A web application that, among other things, sent marketing emails.
At an admin’s request, a background process was created that sent all emails.
The process would loop through a subscribers list and send an email to each entry.
The background processing library would re-run a job if an exception was raised at any point during its execution.
At least one address in the subscribers list was malformed enough to cause the email library to raise an exception.

So there you are. Email sending job runs, fails halfway through the list, tries again from the very beginning. As a result, all addresses that got an email will get another one. Neat (not).

What should have happened instead (technically)

Some techniques that would avoided this spring to mind:

Make sure to rescue exceptions when sending each email.
Create one background process for each email in the list, so that one failure doesn’t affect the rest.
Rescue exceptions for the whole thing just in case.

And of course, write specs/tests to make sure things are working the way you expect. All pretty reasonable, really.

Whose fault was it?

It’s natural to feel bad when you mess up building software.

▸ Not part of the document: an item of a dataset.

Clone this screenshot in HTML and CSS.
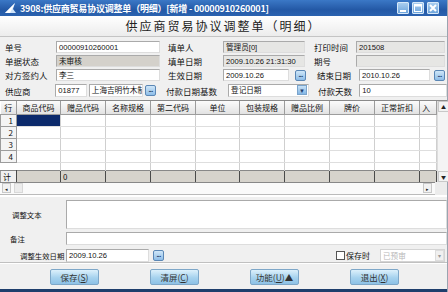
FILE: index.html
```html
<!DOCTYPE html>
<html lang="zh-CN">
<head>
    <meta charset="UTF-8">
    <title>供应商贸易协议调整单（明细）</title>
    <link rel="stylesheet" href="styles.css">
</head>
<body>
<div class="window">
    <div class="titlebar">
        <svg class="appicon" width="13" height="12" viewBox="0 0 13 12">
            <polygon points="1,11 11,1 9,7 12,11" fill="#cfe4fa"/>
            <polygon points="1,11 11,1 6,11" fill="#ffffff"/>
        </svg>
        <span class="title">3908:供应商贸易协议调整单（明细）[新增 - 00000910260001]</span>
        <div class="winbtns">
            <span class="wb"><svg width="12" height="12"><rect x="3" y="8" width="6" height="2" fill="#fff"/></svg></span>
            <span class="wb"><svg width="12" height="12"><rect x="2.5" y="2.5" width="7" height="7" fill="none" stroke="#fff"/><rect x="2.5" y="2.5" width="7" height="2" fill="#fff"/></svg></span>
            <span class="wb"><svg width="12" height="12"><path d="M3 3 L9 9 M9 3 L3 9" stroke="#fff" stroke-width="2"/></svg></span>
        </div>
    </div>

    <div class="heading">供应商贸易协议调整单（明细）</div>

    <div class="form">
        <div class="row">
            <span class="lbl l1">单号</span><span class="inp w1">00000910260001</span>
            <span class="lbl l2">填单人</span><span class="inp ro w2">管理员[0]</span>
            <span class="lbl l3">打印时间</span><span class="inp ro w3">201508</span>
        </div>
        <div class="row">
            <span class="lbl l1">单据状态</span><span class="inp dk w1">未审核</span>
            <span class="lbl l2">填单日期</span><span class="inp ro w2">2009.10.26 21:31:30</span>
            <span class="lbl l3">期号</span><span class="inp ro w3"></span>
        </div>
        <div class="row">
            <span class="lbl l1">对方签约人</span><span class="inp w1">李三</span>
            <span class="lbl l2">生效日期</span><span class="inp w2s">2009.10.26</span><span class="dots gap6">...</span>
            <span class="lbl l3b">结束日期</span><span class="inp w3s">2010.10.26</span><span class="dots gap4">...</span>
        </div>
        <div class="row tall">
            <span class="lbl l1">供应商</span><span class="inp wa">01877</span><span class="inp wb2">上海吉明竹木制</span><span class="dots gap2">...</span>
            <span class="lbl l2b">付款日期基数</span><span class="inp sel w2">登记日期<span class="arrow">▼</span></span>
            <span class="lbl l3">付款天数</span><span class="inp w3">10</span>
        </div>
    </div>

    <div class="grid">
        <div class="gridbody">
            <table class="tbl">
                <colgroup>
                    <col class="c-rn"><col class="c-44"><col class="c-45"><col class="c-45"><col class="c-45"><col class="c-44">
                    <col class="c-45"><col class="c-45"><col class="c-45"><col class="c-45"><col class="c-17">
                </colgroup>
                <thead>
                <tr><th>行</th><th>商品代码</th><th>赠品代码</th><th>名称规格</th><th>第二代码</th><th>单位</th><th>包装规格</th><th>赠品比例</th><th>牌价</th><th>正常折扣</th><th class="last">入</th></tr>
                </thead>
                <tbody>
                <tr><td class="rn">1</td><td class="cur"></td><td></td><td></td><td></td><td></td><td></td><td></td><td></td><td></td><td></td></tr>
                <tr><td class="rn">2</td><td></td><td></td><td></td><td></td><td></td><td></td><td></td><td></td><td></td><td></td></tr>
                <tr><td class="rn">3</td><td></td><td></td><td></td><td></td><td></td><td></td><td></td><td></td><td></td><td></td></tr>
                <tr><td class="rn">4</td><td></td><td></td><td></td><td></td><td></td><td></td><td></td><td></td><td></td><td></td></tr>
                <tr class="part"><td class="rn"></td><td></td><td></td><td></td><td></td><td></td><td></td><td></td><td></td><td></td><td></td></tr>
                <tr class="sum"><td class="rn">计</td><td></td><td>0</td><td></td><td></td><td></td><td></td><td></td><td></td><td></td><td></td></tr>
                </tbody>
            </table>
            <div class="vscroll">
                <span class="sbtn">▲</span>
                <span class="track"></span>
                <span class="sbtn">▼</span>
            </div>
        </div>
        <div class="hscroll">
            <span class="sbtn">◂</span>
            <span class="thumb"></span>
            <span class="htrack"></span>
            <span class="sbtn">▸</span>
            <span class="corner"></span>
        </div>
    </div>

    <div class="panel">
        <div class="prow textrow">
            <span class="plbl p12">调整文本</span><span class="area"></span>
        </div>
        <div class="prow">
            <span class="plbl p10">备注</span><span class="inp full"></span>
        </div>
        <div class="prow">
            <span class="plbl p21">调整生效日期</span><span class="inp wd">2009.10.26</span><span class="dots gap4">...</span>
            <span class="check"></span><span class="chklbl">保存时</span>
            <span class="inp sel dim">已预审<span class="arrow pale">▾</span></span>
        </div>
    </div>

    <div class="buttons">
        <button class="btn">保存(<u>S</u>)</button>
        <button class="btn">清屏(<u>C</u>)</button>
        <button class="btn">功能(<u>U</u>)▲</button>
        <button class="btn">退出(<u>X</u>)</button>
    </div>
    <div class="footer"></div>
</div>
</body>
</html>
```

FILE: styles.css
```css
* {
    box-sizing: border-box;
}
body {
    margin: 0;
    width: 448px;
    height: 292px;
    overflow: hidden;
    font-family: "Noto Sans CJK SC", "Liberation Sans", sans-serif;
    font-size: 8px;
    color: #111;
    background: #f0f0f0;
}
.window {
    width: 448px;
    height: 292px;
    display: flex;
    flex-direction: column;
    background: #f0f0f0;
    border-right: 1px solid #9aa4b0;
}

/* title bar */
.titlebar {
    height: 16px;
    display: flex;
    align-items: center;
    padding-left: 4px;
    background: linear-gradient(#3b78c6, #2459a6 60%, #2b63b0);
    color: #fff;
}
.appicon {
    flex: none;
}
.title {
    margin-left: 3px;
    font-size: 9px;
    font-weight: bold;
    white-space: nowrap;
    letter-spacing: -0.2px;
}
.winbtns {
    margin-left: auto;
    display: flex;
    gap: 3px;
    padding-right: 8px;
}
.wb {
    width: 12px;
    height: 12px;
    display: block;
    background: linear-gradient(#a9cdef, #6ea5dc);
    border: 1px solid #d6e8f8;
    border-radius: 1px;
    overflow: hidden;
}
.wb svg {
    display: block;
    margin: -1px 0 0 -1px;
}

.heading {
    height: 21px;
    line-height: 20px;
    text-align: center;
    font-size: 12px;
    letter-spacing: 2px;
    color: #222;
    background: linear-gradient(#ffffff, #ececec);
    border-bottom: 1px solid #c4c4c4;
}

/* header form */
.form {
    padding-top: 3px;
    height: 62px;
}
.row {
    height: 14px;
    display: flex;
    align-items: center;
}
.row.tall {
    height: 15px;
    margin-top: 1px;
}
.lbl {
    font-size: 8.5px;
    white-space: nowrap;
    overflow: hidden;
}
.l1 {
    width: 56px;
    padding-left: 5px;
}
.l2 {
    width: 57px;
    margin-left: 6px;
    padding-left: 2px;
}
.l2b {
    width: 65px;
    margin-left: 8px;
    padding-left: 2px;
}
.l3 {
    width: 51px;
    margin-left: 0;
    padding-left: 9px;
}
.l3b {
    width: 53px;
    margin-left: 0;
    padding-left: 11px;
}
.inp {
    height: 12px;
    line-height: 11px;
    padding-left: 2px;
    background: #fff;
    border: 1px solid #aaa;
    border-right-color: #ddd;
    border-bottom-color: #ddd;
    font-family: "Liberation Sans", "Noto Sans CJK SC", sans-serif;
    font-size: 7.6px;
    white-space: nowrap;
    overflow: hidden;
    position: relative;
}
.row.tall .inp {
    height: 13px;
}
.ro {
    background: #e6e6e4;
}
.dk {
    background: #d4d1cb;
}
.w1 { width: 104px; }
.w2 { width: 82px; }
.w3 { width: 89px; }
.w2s { width: 66px; }
.w3s { width: 71px; }
.wa { width: 32px; }
.wb2 { width: 55px; margin-left: 2px; }

.dots {
    width: 11px;
    height: 11px;
    line-height: 7px;
    text-align: center;
    font-family: "Liberation Sans", sans-serif;
    font-size: 7px;
    font-weight: bold;
    letter-spacing: -0.6px;
    color: #1b3766;
    background: linear-gradient(#cfe6f8, #8dbde8);
    border: 1px solid #5b87b5;
    border-radius: 2px;
}
.gap2 { margin-left: 2px; }
.gap4 { margin-left: 4px; }
.gap6 { margin-left: 6px; }

.sel .arrow {
    position: absolute;
    right: 1px;
    top: 0;
    width: 10px;
    height: 10px;
    line-height: 10px;
    text-align: center;
    font-size: 6px;
    color: #1d3d6a;
    background: linear-gradient(#c8e1f6, #84b6e4);
    border: 1px solid #7aa4cc;
}

/* grid */
.grid {
    height: 96px;
    margin-top: 1px;
    border-top: 1px solid #8a8a8a;
    background: #fff;
}
.gridbody {
    display: flex;
    height: 81px;
}
.tbl {
    width: 436px;
    table-layout: fixed;
    border-collapse: collapse;
    font-size: 8px;
}
.c-rn { width: 16px; }
.c-44 { width: 44px; }
.c-45 { width: 45px; }
.c-17 { width: 17px; }
.tbl th {
    height: 13px;
    padding: 0;
    font-weight: normal;
    white-space: nowrap;
    overflow: hidden;
    background: linear-gradient(#fbfbfb, #e2e2e2);
    border-right: 1px solid #9c9c9c;
    border-bottom: 1px solid #9c9c9c;
}
.tbl th.last {
    text-align: left;
    padding-left: 2px;
}
.tbl td {
    height: 12px;
    padding: 0 0 0 2px;
    border-right: 1px solid #cfcfcf;
    border-bottom: 1px solid #dedede;
    white-space: nowrap;
    overflow: hidden;
}
.tbl td.rn {
    text-align: right;
    padding-right: 3px;
    background: #f4f4f4;
    border: 1px solid #9c9c9c;
    border-top-color: #fff;
}
.tbl td.cur {
    background: #0c2a6c;
}
.tbl tr.part td {
    height: 8px;
    border-bottom: 0;
}
.tbl tr.part td.rn {
    background: #fff;
    border: 0;
}
.tbl tr.sum td {
    height: 12px;
    background: #d6d3cc;
    border-top: 1px solid #888;
    border-right: 1px solid #4a4a4a;
    border-bottom: 1px solid #888;
}
.tbl tr.sum td.rn {
    text-align: left;
    padding-left: 2px;
    background: #f0f0f0;
}
.vscroll {
    width: 12px;
    display: flex;
    flex-direction: column;
    background: #f4f4f4;
    border-left: 1px solid #ddd;
}
.vscroll .track {
    flex: 1;
}
.sbtn {
    width: 11px;
    height: 11px;
    line-height: 10px;
    text-align: center;
    font-size: 5px;
    color: #222;
    background: #f2f2f2;
    border: 1px solid #c8c8c8;
}
.hscroll {
    height: 13px;
    display: flex;
    align-items: center;
    padding-left: 2px;
    background: #fafafa;
    border-bottom: 1px solid #bbb;
}
.hscroll .sbtn {
    width: 9px;
    height: 10px;
}
.thumb {
    width: 9px;
    height: 10px;
    margin-left: 3px;
    background: #ececec;
    border: 1px solid #d8d8d8;
}
.htrack {
    flex: 1;
}
.corner {
    width: 12px;
    height: 13px;
    margin-left: 3px;
    background: #ececec;
}

/* bottom panel */
.panel {
    height: 67px;
    padding-top: 3px;
    border-top: 1px solid #fff;
    border-bottom: 1px solid #c0c0c0;
}
.prow {
    display: flex;
    align-items: center;
    height: 15px;
    margin-bottom: 2px;
}
.prow.textrow {
    height: 29px;
    margin-bottom: 2px;
}
.plbl {
    width: 66px;
    font-size: 7.4px;
    white-space: nowrap;
}
.p12 { padding-left: 12px; }
.p10 { padding-left: 10px; }
.p21 { padding-left: 20px; }
.area {
    width: 381px;
    height: 29px;
    background: #fff;
    border: 1px solid #aaa;
    border-right-color: #ddd;
    border-bottom-color: #ddd;
}
.full {
    width: 381px;
    height: 13px;
}
.wd {
    width: 83px;
    height: 13px;
}
.check {
    width: 9px;
    height: 9px;
    margin-left: 172px;
    background: #fff;
    border: 1px solid #555;
}
.chklbl {
    margin-left: 1px;
    font-size: 8px;
}
.dim {
    width: 65px;
    height: 13px;
    margin-left: 10px;
    color: #b8b8b8;
    border-color: #d4d4d4;
    font-family: "Noto Sans CJK SC", sans-serif;
}
.sel .arrow.pale {
    width: 9px;
    height: 11px;
    right: 0;
    color: #999;
    background: #f0f0f0;
    border-color: #ddd;
}

/* buttons */
.buttons {
    height: 26px;
    display: flex;
    align-items: center;
    gap: 51px;
    padding-left: 50px;
    border-top: 1px solid #fff;
}
.btn {
    width: 49px;
    height: 16px;
    padding: 0;
    font-family: "Noto Sans CJK SC", "Liberation Sans", sans-serif;
    font-size: 8.5px;
    color: #333;
    background: linear-gradient(#dcf0fb, #a6d2ee 55%, #8ec2e6);
    border: 1px solid #7ea7c8;
    border-radius: 2px;
}
.btn u {
    text-decoration: underline;
}
.footer {
    flex: 1;
    background: #1e3e6c;
}
```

However, software engineering is fraught with difficulty and cannot be one person’s job. When this happened, I had written all code myself as I was pretty much the Software Development Department at that job. There were no standup meetings, pair programming or code review because there wasn’t anyone I could have them with. I was told what was needed, and I implemented and deployed it. This made me a single point of failure.

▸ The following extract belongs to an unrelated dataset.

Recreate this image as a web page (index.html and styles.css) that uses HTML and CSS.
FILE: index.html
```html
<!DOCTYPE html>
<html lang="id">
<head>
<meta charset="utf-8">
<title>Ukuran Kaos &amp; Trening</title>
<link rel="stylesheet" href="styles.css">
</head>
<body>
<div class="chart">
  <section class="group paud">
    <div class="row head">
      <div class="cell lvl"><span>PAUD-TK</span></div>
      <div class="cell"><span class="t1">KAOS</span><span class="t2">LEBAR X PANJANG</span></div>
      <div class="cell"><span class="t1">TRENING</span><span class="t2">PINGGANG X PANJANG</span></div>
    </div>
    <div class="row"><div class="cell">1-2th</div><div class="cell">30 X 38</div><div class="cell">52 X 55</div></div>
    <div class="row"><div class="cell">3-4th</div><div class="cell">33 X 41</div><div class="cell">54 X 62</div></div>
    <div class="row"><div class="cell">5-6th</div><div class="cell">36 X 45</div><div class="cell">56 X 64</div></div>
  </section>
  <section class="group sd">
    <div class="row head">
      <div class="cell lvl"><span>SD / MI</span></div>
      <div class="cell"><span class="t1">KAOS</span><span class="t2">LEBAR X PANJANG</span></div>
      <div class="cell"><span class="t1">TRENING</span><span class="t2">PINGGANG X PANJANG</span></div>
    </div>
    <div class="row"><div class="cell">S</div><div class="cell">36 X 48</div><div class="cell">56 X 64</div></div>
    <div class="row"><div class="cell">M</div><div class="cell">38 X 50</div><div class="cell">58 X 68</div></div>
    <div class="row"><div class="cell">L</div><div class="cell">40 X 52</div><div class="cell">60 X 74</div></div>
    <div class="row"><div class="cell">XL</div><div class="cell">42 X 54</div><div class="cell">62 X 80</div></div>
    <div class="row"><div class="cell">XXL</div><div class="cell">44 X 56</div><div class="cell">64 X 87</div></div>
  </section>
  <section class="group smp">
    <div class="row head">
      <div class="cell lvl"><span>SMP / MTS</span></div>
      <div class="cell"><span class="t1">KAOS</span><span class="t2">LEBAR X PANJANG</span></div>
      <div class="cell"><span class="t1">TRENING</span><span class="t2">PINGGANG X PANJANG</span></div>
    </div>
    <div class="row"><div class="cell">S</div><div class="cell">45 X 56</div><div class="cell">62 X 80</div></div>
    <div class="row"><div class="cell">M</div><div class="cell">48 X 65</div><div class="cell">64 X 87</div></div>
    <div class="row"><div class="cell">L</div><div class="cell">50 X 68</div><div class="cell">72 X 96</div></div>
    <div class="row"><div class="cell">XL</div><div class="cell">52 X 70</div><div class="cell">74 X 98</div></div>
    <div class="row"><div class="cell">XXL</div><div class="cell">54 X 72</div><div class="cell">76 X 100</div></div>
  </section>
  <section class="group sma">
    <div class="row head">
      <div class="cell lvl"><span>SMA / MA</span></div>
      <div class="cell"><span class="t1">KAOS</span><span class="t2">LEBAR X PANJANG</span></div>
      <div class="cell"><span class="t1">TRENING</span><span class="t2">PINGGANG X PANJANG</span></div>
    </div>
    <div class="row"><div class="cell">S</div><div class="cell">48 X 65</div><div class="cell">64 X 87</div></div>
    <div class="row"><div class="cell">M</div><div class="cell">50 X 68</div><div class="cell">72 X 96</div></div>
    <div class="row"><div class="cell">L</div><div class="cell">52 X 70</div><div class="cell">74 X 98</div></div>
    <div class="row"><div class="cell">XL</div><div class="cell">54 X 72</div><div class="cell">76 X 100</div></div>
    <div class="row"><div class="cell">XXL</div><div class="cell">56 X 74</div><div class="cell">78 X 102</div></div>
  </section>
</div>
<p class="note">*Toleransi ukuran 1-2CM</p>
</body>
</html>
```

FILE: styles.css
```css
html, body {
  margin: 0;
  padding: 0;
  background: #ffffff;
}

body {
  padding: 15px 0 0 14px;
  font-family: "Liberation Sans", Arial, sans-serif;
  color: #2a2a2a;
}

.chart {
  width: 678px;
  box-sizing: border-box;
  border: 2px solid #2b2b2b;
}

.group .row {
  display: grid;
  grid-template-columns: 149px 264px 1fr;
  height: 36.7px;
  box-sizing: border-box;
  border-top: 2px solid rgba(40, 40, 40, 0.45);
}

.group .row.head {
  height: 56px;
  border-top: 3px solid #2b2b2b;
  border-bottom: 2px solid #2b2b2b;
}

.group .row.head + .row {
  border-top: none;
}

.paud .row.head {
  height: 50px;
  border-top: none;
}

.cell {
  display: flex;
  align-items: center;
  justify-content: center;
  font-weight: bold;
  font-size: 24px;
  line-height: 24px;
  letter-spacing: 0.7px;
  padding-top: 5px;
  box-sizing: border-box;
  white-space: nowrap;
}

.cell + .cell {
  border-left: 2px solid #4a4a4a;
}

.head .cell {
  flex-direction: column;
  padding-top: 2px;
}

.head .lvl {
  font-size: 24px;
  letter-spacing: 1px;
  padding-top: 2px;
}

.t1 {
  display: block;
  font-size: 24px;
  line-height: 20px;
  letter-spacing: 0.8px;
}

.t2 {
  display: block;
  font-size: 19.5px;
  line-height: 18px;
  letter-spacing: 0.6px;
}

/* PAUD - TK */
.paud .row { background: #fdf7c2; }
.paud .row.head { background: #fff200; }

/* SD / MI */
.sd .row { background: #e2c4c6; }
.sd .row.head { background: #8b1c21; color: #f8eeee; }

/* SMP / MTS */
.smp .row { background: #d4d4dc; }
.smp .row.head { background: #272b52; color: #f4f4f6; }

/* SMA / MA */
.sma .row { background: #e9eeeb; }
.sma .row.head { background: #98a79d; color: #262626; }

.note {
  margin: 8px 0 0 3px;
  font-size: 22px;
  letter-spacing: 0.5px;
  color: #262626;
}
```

When individuals become a single point of failure, the mistake has already been made. Humans are not perfect and will make mistakes.

Aftermath

Fortunately for me, my line manager reacted pretty well and was understanding. Other people, directly affected by this, were less impressed, but I didn’t need to worry about that too much.

Now, it’s easy to invoke the ghost of Imposter’s Syndrome, and say that we needen’t worry about our ability and should simply keep going. It worked out for me at the time, but I wonder what could have happened, or what has and will still happen to other people in similar circumnstances but in a less favourable environment.

Also: a moment to check my privilege. I’m a white male. Consider how many of my lot out there may have screwed up in a similar fashion with no repercussions. Consider how many in a different demographic may have been penalised after a similar event, because of a bias unconscious or otherwise.

What this can learn us

It’s not your fault

If you get in trouble for something like this, start looking for a new job: that environment is not conducive to your growing up as a professional or a person. Having said that, I understand this is easier said than done. Not everyone enjoys circumstances where making this jump is comfortable, or even possible, regardless of their ability.

You might beat yourself up about it. Don’t. Share it with other people, both your loved ones and peers in the industry (who may be one and the same!). A local tech meetup can be a good place to exchange experiences and find that other people also have their own botch-up stories.

Find out how others would deal with this

Experiences like this make for a good interview question, for both sides of the conversation:

As an interviewer: tell us about a time you messed up. What did you learn from it?
As an interviewee: tell me about a time when somebody messed up here. How was that deal with?

Fix the process, not the people

If something like this happens in your watch, ask yourself: how did the development process fail? What should be changed to avoid it repeating? What can the team learn from this experience?

In closing

You could read this as “There ain’t no such thing as individual failure in a software development team”. TANSTAIFIASDT. Catchy!